Pour Attal, la dissolution a été un “choc”, d’après ses proches. Il ne l’avait pas vue venir. Le 31 mai, il a eu, à sa demande, un entretien avec le président, au cours duquel il a évoqué la rentrée difficile, lui proposant des solutions pour éviter une motion de censure sur le budget. A aucun moment, Macron n’aurait évoqué l’éventualité d’une dissolution, alors que l’hypothèse était déjà en germe. Le président ne lui en parlera le soir-même qu’à 18h45, alors que d’autres ont été prévenus bien plus tôt. Ensuite, il y a eu 24 heures durant lesquelles Matignon ne répondait plus. Mais on a vu qu’Attal était un combattant. Il a rapidement compris qu’il était de son intérêt d’assumer une campagne qu’il n’avait pourtant pas voulue. Il a aussi compris qu’il y avait une rupture entre Macron et une grande partie de la Macronie.
Le personnage le plus politique est sans conteste Gérald Darmanin…
Darmanin, c’est “un jour une stratégie” selon ses détracteurs (rires). On a beaucoup parlé de son rôle dans la décision. Il n’y a pourtant que partiellement contribué. Il a dit en privé l’avoir encouragée mais ne pas y avoir pensé qu’il le ferait. Il a d’ailleurs été surpris, quand deux jours avant, il voit Macron et ressort convaincu que la dissolution est une vraie hypothèse pour dimanche soir. Mais cela lui a donné plus de temps pour réfléchir. Quand on croit que la décision a été prise, autant feindre d’en être l’organisateur. Le dimanche sur le plateau de TF1 pour la soirée électorale, c’est même lui qui prévient hors antenne Olivier Faure.
Quels sont les gagnants de cette séquence ?
On n’a pas encore assez de recul. Mais en revenant sur la période avec ce livre, une des surprises pour moi, ç’a été Edouard Philippe.

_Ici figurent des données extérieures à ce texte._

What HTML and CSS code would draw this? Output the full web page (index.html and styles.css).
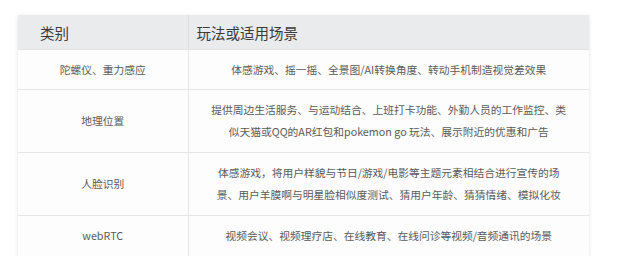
FILE: index.html
```html
<!DOCTYPE html>
<html lang="zh-CN">
<head>
<meta charset="utf-8">
<title>场景表</title>
<link rel="stylesheet" href="styles.css">
</head>
<body>
<div class="page">
  <table class="scenes">
    <thead>
      <tr>
        <th class="h-cat">类别</th>
        <th class="h-use">玩法或适用场景</th>
      </tr>
    </thead>
    <tbody>
      <tr>
        <td class="cat">陀螺仪、重力感应</td>
        <td class="use">体感游戏、摇一摇、全景图/AI转换角度、转动手机制造视觉差效果</td>
      </tr>
      <tr class="multi">
        <td class="cat">地理位置</td>
        <td class="use">提供周边生活服务、与运动结合、上班打卡功能、外勤人员的工作监控、类<br>似天猫或QQ的AR红包和pokemon go 玩法、展示附近的优惠和广告</td>
      </tr>
      <tr class="multi">
        <td class="cat">人脸识别</td>
        <td class="use">体感游戏，将用户样貌与节日/游戏/电影等主题元素相结合进行宣传的场<br>景、用户羊膜啊与明星脸相似度测试、猜用户年龄、猜猜情绪、模拟化妆</td>
      </tr>
      <tr>
        <td class="cat">webRTC</td>
        <td class="use">视频会议、视频理疗店、在线教育、在线问诊等视频/音频通讯的场景</td>
      </tr>
    </tbody>
  </table>
</div>
</body>
</html>
```

FILE: styles.css
```css
html, body {
  margin: 0;
  padding: 0;
  background: #ffffff;
}

.page {
  padding: 15px 0 0 18px;
  font-family: "Noto Sans CJK SC", "Noto Sans", sans-serif;
}

.scenes {
  width: 571px;
  border-collapse: collapse;
  background: #fdfdfd;
  box-shadow: 0 1px 4px rgba(0, 0, 0, 0.13);
}

.scenes th {
  height: 34px;
  padding: 0;
  background: #e9ebed;
  color: #3a3a3a;
  font-size: 14.5px;
  font-weight: normal;
  text-align: left;
  border-bottom: 1px solid #e2e4e6;
}

.h-cat {
  width: 170px;
  padding-left: 22px !important;
  border-right: 1px solid #dcdee0;
  box-sizing: border-box;
}

.h-use {
  padding-left: 8px !important;
}

.scenes td {
  padding: 9px 0 8px;
  font-size: 10.75px;
  line-height: 22px;
  color: #5a5a5a;
  text-align: center;
  white-space: nowrap;
  border-bottom: 1px solid #e6e6e6;
}

.scenes tr.multi td {
  padding-bottom: 9px;
}

.scenes td.cat {
  border-right: 1px solid #e6e6e6;
}

.scenes tbody tr:last-child td {
  border-bottom: none;
  padding-bottom: 9px;
}
```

Au moment de l’annonce de la dissolution, on s’est dit qu’il allait en être une victime collatérale. Un de ses proches, furieux, a même pensé que Macron aurait pu prendre cette décision contre lui. Tout le monde pensait qu’il n’allait lui rester plus que cinq députés Horizons, et donc plus de groupe parlementaire. Mais sur le coup, on n’a pas mesuré à quel point il l’a finement joué, notamment sur le plan tactique au moment des investitures, profitant de la désorganisation au siège de Renaissance. Il a aujourd’hui une trentaine de députés, avec plus financements qu’il y a deux ans.
Philippe a aussi très tôt compris dans la campagne que la question du Front républicain et des désistements allait être par la suite un marqueur fort par rapport à ses rivaux potentiels pour 2027, à commencer par Attal, qui lui taillait des croupières depuis quelques mois auprès de l’électorat de droite. Avec son “ni RN, ni LFI”, il a été sur une ligne qu’il estimait plus claire que celle d’Attal et Macron, même si dans la réalité, lui aussi a fait du cas par cas. Mais du coup, Attal a semblé se positionner plus à gauche, et Philippe a voulu marquer des points. En revanche, on peut s’interroger sur le timing de l’annonce de sa candidature à la prochaine présidentielle, alors que la France n’avait alors toujours pas de Premier ministre…
A l’inverse, Stéphane Séjourné, alors à la fois ministre des Affaires étrangères et secrétaire général de Renaissance, n’en sort pas forcément grandi…
Il s’est fait beaucoup d’ennemis dans le parti. Séjourné a dit qu’il allait “prendre ses responsabilités” pour les législatives. Mais après avoir essayé de récupérer la circonscription de Rachida Dati à Paris, il a fini par être candidat dans une circonscription imperdable, à Boulogne-Billancourt, tout en restant ministre des Affaires étrangères, à un moment où beaucoup dans son parti avaient peur d’être laminés. Et il finit aujourd’hui par être vice-président à la Commission européenne. Pourtant, Renaissance n’était absolument pas préparé à cette campagne des législatives. Des sources nous ont confié que si Séjourné avait vraiment été au courant pour la dissolution, ils auraient bossé en amont sur les investitures.
Aujourd’hui, les macronistes et les Républicains sont alliés. La ligne Sarkozy l’a-t-elle emporté ?
Je pense qu’on surestime le rôle de Sarkozy auprès de Macron. Même des anciens sarkozystes disent que l’ancien président a l’art d’intervenir à certains moments dans la presse pour faire croire qu’il a de l’influence. Son intervention dans le JDD, – pourtant détenu par Vincent Bolloré qui est un partisan de l’union des droites entre LR et RN -, a eu un vrai impact. Sarkozy y expliquait qu’Eric Ciotti a fait un calcul suicidaire en devenant le “supplétif” du RN. Mais en privé, il enrage que Macron ne l’écoute pas. Macron a toujours eu l’intelligence de “traiter” Sarkozy pour s’assurer avant tout qu’il ne lui nuise pas.